Conservatives don’t seek to politicise the public realm. All we seek is neutrality.

We want to give the public the space to breathe – for politics not to intrude on people’s lives at every moment.

And as long as we are privileged enough to be in government, we have power we must wield. When I changed planning laws as communities secretary to stop statues being torn down by Leftist mobs, there were howls of outrage. But it worked. Since then, few if any statues have been removed. Rhodes did not fall.

If we don’t want conservatives being cancelled, we must stand firm against the frenzied mob. As housing secretary, I welcomed back the late Sir Roger Scruton to my Building Better Building Beautiful Commission after his name was wrongfully dragged through the mud. And if we don’t want precious artefacts like the Elgin Marbles being lost, use those same powers of appointment to install trustees to institutions like the British Museum who share the instinct to preserve more than the present incumbents appear to.

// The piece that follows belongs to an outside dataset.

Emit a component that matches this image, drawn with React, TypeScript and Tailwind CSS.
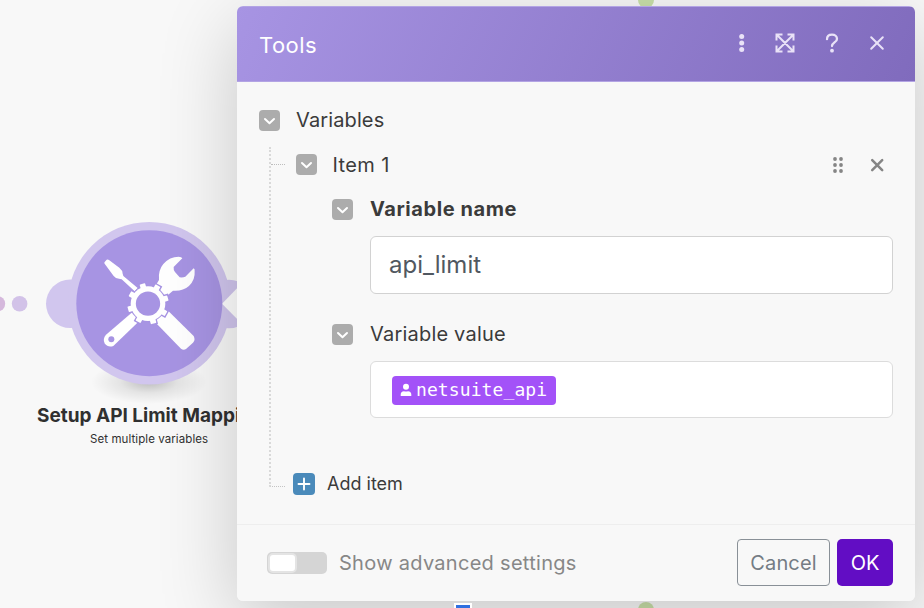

Time and again, resistance to wokery has been rewarded, from Rishi Sunak’s opposition to Sturgeon’s self-aggrandising self-ID laws to the backlash against Coutt’s politicised banking.

As Sir Roger Scruton once said, “conservatism starts from a sentiment that all mature people can readily share: the sentiment that good things are easily destroyed, but not easily created”. Now more than ever, the common-sense majority will stand by attempts to preserve what is precious and restore our institutions to their original purposes.